======== Data block ========

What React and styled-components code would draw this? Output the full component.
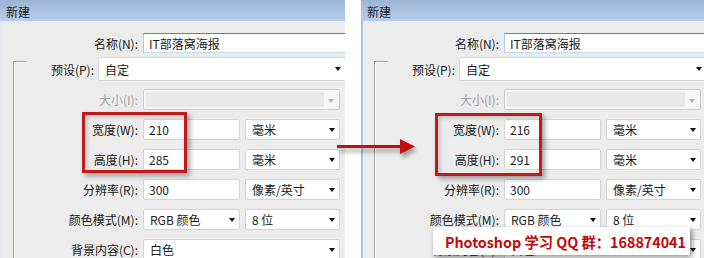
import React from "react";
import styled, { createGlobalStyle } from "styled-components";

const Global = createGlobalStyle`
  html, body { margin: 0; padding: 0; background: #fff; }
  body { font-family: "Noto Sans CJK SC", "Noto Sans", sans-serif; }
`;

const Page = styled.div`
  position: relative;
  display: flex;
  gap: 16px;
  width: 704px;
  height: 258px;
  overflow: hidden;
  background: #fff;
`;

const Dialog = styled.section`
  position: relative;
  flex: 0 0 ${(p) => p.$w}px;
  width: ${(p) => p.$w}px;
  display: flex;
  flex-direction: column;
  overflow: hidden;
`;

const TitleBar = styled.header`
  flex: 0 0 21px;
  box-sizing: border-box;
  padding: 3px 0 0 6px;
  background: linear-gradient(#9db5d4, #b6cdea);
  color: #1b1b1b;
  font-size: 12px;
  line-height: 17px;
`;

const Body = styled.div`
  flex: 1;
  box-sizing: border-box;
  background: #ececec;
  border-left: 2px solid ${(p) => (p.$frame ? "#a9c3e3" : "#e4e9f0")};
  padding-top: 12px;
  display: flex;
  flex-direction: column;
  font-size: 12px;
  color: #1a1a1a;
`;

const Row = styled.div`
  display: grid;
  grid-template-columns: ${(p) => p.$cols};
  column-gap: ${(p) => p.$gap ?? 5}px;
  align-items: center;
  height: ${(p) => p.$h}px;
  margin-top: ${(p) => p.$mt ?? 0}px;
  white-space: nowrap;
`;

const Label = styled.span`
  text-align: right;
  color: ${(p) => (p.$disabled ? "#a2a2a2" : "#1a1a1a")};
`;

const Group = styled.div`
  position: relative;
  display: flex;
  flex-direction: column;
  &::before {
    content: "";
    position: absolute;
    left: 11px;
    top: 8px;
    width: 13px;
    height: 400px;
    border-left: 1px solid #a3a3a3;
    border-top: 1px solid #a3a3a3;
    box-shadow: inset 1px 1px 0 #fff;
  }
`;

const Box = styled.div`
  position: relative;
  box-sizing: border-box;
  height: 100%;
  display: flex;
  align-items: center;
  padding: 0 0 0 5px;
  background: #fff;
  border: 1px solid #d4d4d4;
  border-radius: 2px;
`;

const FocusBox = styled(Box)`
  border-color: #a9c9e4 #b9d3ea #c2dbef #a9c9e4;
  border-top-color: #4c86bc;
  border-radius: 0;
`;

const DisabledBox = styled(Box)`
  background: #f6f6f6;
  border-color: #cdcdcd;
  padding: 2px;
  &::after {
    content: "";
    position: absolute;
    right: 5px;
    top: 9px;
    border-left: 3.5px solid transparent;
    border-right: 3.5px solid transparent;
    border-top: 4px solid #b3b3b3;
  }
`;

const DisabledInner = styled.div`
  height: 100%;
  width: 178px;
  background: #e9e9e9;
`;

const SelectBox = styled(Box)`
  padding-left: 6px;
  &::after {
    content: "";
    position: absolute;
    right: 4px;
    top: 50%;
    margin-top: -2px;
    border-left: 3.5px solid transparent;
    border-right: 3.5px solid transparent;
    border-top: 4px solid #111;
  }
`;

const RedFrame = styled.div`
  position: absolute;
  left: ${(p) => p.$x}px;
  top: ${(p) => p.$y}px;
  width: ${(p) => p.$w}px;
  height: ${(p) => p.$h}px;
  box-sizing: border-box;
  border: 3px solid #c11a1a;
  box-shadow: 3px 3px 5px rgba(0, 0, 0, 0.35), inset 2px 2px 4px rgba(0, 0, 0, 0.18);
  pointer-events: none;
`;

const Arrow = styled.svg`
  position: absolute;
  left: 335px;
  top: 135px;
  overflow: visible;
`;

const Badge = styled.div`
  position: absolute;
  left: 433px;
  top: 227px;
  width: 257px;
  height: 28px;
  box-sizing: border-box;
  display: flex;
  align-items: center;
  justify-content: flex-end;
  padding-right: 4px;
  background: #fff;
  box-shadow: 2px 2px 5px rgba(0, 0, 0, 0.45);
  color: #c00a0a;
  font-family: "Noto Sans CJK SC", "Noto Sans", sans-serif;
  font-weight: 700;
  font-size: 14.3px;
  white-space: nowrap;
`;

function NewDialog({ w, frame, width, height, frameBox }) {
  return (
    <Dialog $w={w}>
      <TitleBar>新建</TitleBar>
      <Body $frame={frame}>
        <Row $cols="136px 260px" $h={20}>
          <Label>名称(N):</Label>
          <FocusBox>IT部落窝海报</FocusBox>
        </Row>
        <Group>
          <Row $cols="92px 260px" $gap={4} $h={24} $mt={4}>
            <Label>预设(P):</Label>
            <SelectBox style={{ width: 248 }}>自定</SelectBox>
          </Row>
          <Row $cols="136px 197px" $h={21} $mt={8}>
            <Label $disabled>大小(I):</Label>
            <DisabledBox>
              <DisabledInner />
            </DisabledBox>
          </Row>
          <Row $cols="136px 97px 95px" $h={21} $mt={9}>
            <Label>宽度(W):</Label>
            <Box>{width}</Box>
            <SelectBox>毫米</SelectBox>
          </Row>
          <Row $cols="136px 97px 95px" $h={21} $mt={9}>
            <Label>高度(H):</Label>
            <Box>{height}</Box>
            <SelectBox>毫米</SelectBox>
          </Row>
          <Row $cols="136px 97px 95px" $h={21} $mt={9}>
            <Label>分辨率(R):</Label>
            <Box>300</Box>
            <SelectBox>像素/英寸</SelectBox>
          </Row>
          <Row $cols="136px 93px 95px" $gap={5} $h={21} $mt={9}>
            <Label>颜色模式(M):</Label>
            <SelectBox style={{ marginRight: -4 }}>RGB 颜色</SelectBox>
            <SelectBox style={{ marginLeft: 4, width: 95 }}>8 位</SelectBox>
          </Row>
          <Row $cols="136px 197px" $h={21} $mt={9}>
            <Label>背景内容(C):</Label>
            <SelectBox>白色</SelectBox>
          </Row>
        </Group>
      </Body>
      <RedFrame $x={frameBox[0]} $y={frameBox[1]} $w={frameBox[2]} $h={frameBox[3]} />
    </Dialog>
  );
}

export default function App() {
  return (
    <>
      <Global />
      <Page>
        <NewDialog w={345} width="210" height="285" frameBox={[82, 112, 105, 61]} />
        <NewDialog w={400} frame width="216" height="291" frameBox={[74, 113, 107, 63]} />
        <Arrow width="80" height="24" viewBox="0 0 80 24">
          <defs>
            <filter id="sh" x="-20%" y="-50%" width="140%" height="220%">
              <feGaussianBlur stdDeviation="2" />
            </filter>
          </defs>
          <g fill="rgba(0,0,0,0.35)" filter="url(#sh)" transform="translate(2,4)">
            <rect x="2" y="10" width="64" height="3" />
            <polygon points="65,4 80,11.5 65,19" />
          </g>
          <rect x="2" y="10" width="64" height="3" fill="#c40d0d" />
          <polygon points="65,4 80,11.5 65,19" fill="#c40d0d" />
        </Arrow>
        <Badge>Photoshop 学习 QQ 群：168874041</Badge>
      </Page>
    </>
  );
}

========

Problem statement:
Copy out every line of the material above exactly, skipping the pictures.

Worked solution:
What React and styled-components code would draw this? Output the full component.
import React from "react";
import styled, { createGlobalStyle } from "styled-components";

const Global = createGlobalStyle`
  html, body { margin: 0; padding: 0; background: #fff; }
  body { font-family: "Noto Sans CJK SC", "Noto Sans", sans-serif; }
`;

const Page = styled.div`
  position: relative;
  display: flex;
  gap: 16px;
  width: 704px;
  height: 258px;
  overflow: hidden;
  background: #fff;
`;

const Dialog = styled.section`
  position: relative;
  flex: 0 0 ${(p) => p.$w}px;
  width: ${(p) => p.$w}px;
  display: flex;
  flex-direction: column;
  overflow: hidden;
`;

const TitleBar = styled.header`
  flex: 0 0 21px;
  box-sizing: border-box;
  padding: 3px 0 0 6px;
  background: linear-gradient(#9db5d4, #b6cdea);
  color: #1b1b1b;
  font-size: 12px;
  line-height: 17px;
`;

const Body = styled.div`
  flex: 1;
  box-sizing: border-box;
  background: #ececec;
  border-left: 2px solid ${(p) => (p.$frame ? "#a9c3e3" : "#e4e9f0")};
  padding-top: 12px;
  display: flex;
  flex-direction: column;
  font-size: 12px;
  color: #1a1a1a;
`;

const Row = styled.div`
  display: grid;
  grid-template-columns: ${(p) => p.$cols};
  column-gap: ${(p) => p.$gap ?? 5}px;
  align-items: center;
  height: ${(p) => p.$h}px;
  margin-top: ${(p) => p.$mt ?? 0}px;
  white-space: nowrap;
`;

const Label = styled.span`
  text-align: right;
  color: ${(p) => (p.$disabled ? "#a2a2a2" : "#1a1a1a")};
`;

const Group = styled.div`
  position: relative;
  display: flex;
  flex-direction: column;
  &::before {
    content: "";
    position: absolute;
    left: 11px;
    top: 8px;
    width: 13px;
    height: 400px;
    border-left: 1px solid #a3a3a3;
    border-top: 1px solid #a3a3a3;
    box-shadow: inset 1px 1px 0 #fff;
  }
`;

const Box = styled.div`
  position: relative;
  box-sizing: border-box;
  height: 100%;
  display: flex;
  align-items: center;
  padding: 0 0 0 5px;
  background: #fff;
  border: 1px solid #d4d4d4;
  border-radius: 2px;
`;

const FocusBox = styled(Box)`
  border-color: #a9c9e4 #b9d3ea #c2dbef #a9c9e4;
  border-top-color: #4c86bc;
  border-radius: 0;
`;

const DisabledBox = styled(Box)`
  background: #f6f6f6;
  border-color: #cdcdcd;
  padding: 2px;
  &::after {
    content: "";
    position: absolute;
    right: 5px;
    top: 9px;
    border-left: 3.5px solid transparent;
    border-right: 3.5px solid transparent;
    border-top: 4px solid #b3b3b3;
  }
`;

const DisabledInner = styled.div`
  height: 100%;
  width: 178px;
  background: #e9e9e9;
`;

const SelectBox = styled(Box)`
  padding-left: 6px;
  &::after {
    content: "";
    position: absolute;
    right: 4px;
    top: 50%;
    margin-top: -2px;
    border-left: 3.5px solid transparent;
    border-right: 3.5px solid transparent;
    border-top: 4px solid #111;
  }
`;

const RedFrame = styled.div`
  position: absolute;
  left: ${(p) => p.$x}px;
  top: ${(p) => p.$y}px;
  width: ${(p) => p.$w}px;
  height: ${(p) => p.$h}px;
  box-sizing: border-box;
  border: 3px solid #c11a1a;
  box-shadow: 3px 3px 5px rgba(0, 0, 0, 0.35), inset 2px 2px 4px rgba(0, 0, 0, 0.18);
  pointer-events: none;
`;

const Arrow = styled.svg`
  position: absolute;
  left: 335px;
  top: 135px;
  overflow: visible;
`;

const Badge = styled.div`
  position: absolute;
  left: 433px;
  top: 227px;
  width: 257px;
  height: 28px;
  box-sizing: border-box;
  display: flex;
  align-items: center;
  justify-content: flex-end;
  padding-right: 4px;
  background: #fff;
  box-shadow: 2px 2px 5px rgba(0, 0, 0, 0.45);
  color: #c00a0a;
  font-family: "Noto Sans CJK SC", "Noto Sans", sans-serif;
  font-weight: 700;
  font-size: 14.3px;
  white-space: nowrap;
`;

function NewDialog({ w, frame, width, height, frameBox }) {
  return (
    <Dialog $w={w}>
      <TitleBar>新建</TitleBar>
      <Body $frame={frame}>
        <Row $cols="136px 260px" $h={20}>
          <Label>名称(N):</Label>
          <FocusBox>IT部落窝海报</FocusBox>
        </Row>
        <Group>
          <Row $cols="92px 260px" $gap={4} $h={24} $mt={4}>
            <Label>预设(P):</Label>
            <SelectBox style={{ width: 248 }}>自定</SelectBox>
          </Row>
          <Row $cols="136px 197px" $h={21} $mt={8}>
            <Label $disabled>大小(I):</Label>
            <DisabledBox>
              <DisabledInner />
            </DisabledBox>
          </Row>
          <Row $cols="136px 97px 95px" $h={21} $mt={9}>
            <Label>宽度(W):</Label>
            <Box>{width}</Box>
            <SelectBox>毫米</SelectBox>
          </Row>
          <Row $cols="136px 97px 95px" $h={21} $mt={9}>
            <Label>高度(H):</Label>
            <Box>{height}</Box>
            <SelectBox>毫米</SelectBox>
          </Row>
          <Row $cols="136px 97px 95px" $h={21} $mt={9}>
            <Label>分辨率(R):</Label>
            <Box>300</Box>
            <SelectBox>像素/英寸</SelectBox>
          </Row>
          <Row $cols="136px 93px 95px" $gap={5} $h={21} $mt={9}>
            <Label>颜色模式(M):</Label>
            <SelectBox style={{ marginRight: -4 }}>RGB 颜色</SelectBox>
            <SelectBox style={{ marginLeft: 4, width: 95 }}>8 位</SelectBox>
          </Row>
          <Row $cols="136px 197px" $h={21} $mt={9}>
            <Label>背景内容(C):</Label>
            <SelectBox>白色</SelectBox>
          </Row>
        </Group>
      </Body>
      <RedFrame $x={frameBox[0]} $y={frameBox[1]} $w={frameBox[2]} $h={frameBox[3]} />
    </Dialog>
  );
}

export default function App() {
  return (
    <>
      <Global />
      <Page>
        <NewDialog w={345} width="210" height="285" frameBox={[82, 112, 105, 61]} />
        <NewDialog w={400} frame width="216" height="291" frameBox={[74, 113, 107, 63]} />
        <Arrow width="80" height="24" viewBox="0 0 80 24">
          <defs>
            <filter id="sh" x="-20%" y="-50%" width="140%" height="220%">
              <feGaussianBlur stdDeviation="2" />
            </filter>
          </defs>
          <g fill="rgba(0,0,0,0.35)" filter="url(#sh)" transform="translate(2,4)">
            <rect x="2" y="10" width="64" height="3" />
            <polygon points="65,4 80,11.5 65,19" />
          </g>
          <rect x="2" y="10" width="64" height="3" fill="#c40d0d" />
          <polygon points="65,4 80,11.5 65,19" fill="#c40d0d" />
        </Arrow>
        <Badge>Photoshop 学习 QQ 群：168874041</Badge>
      </Page>
    </>
  );
}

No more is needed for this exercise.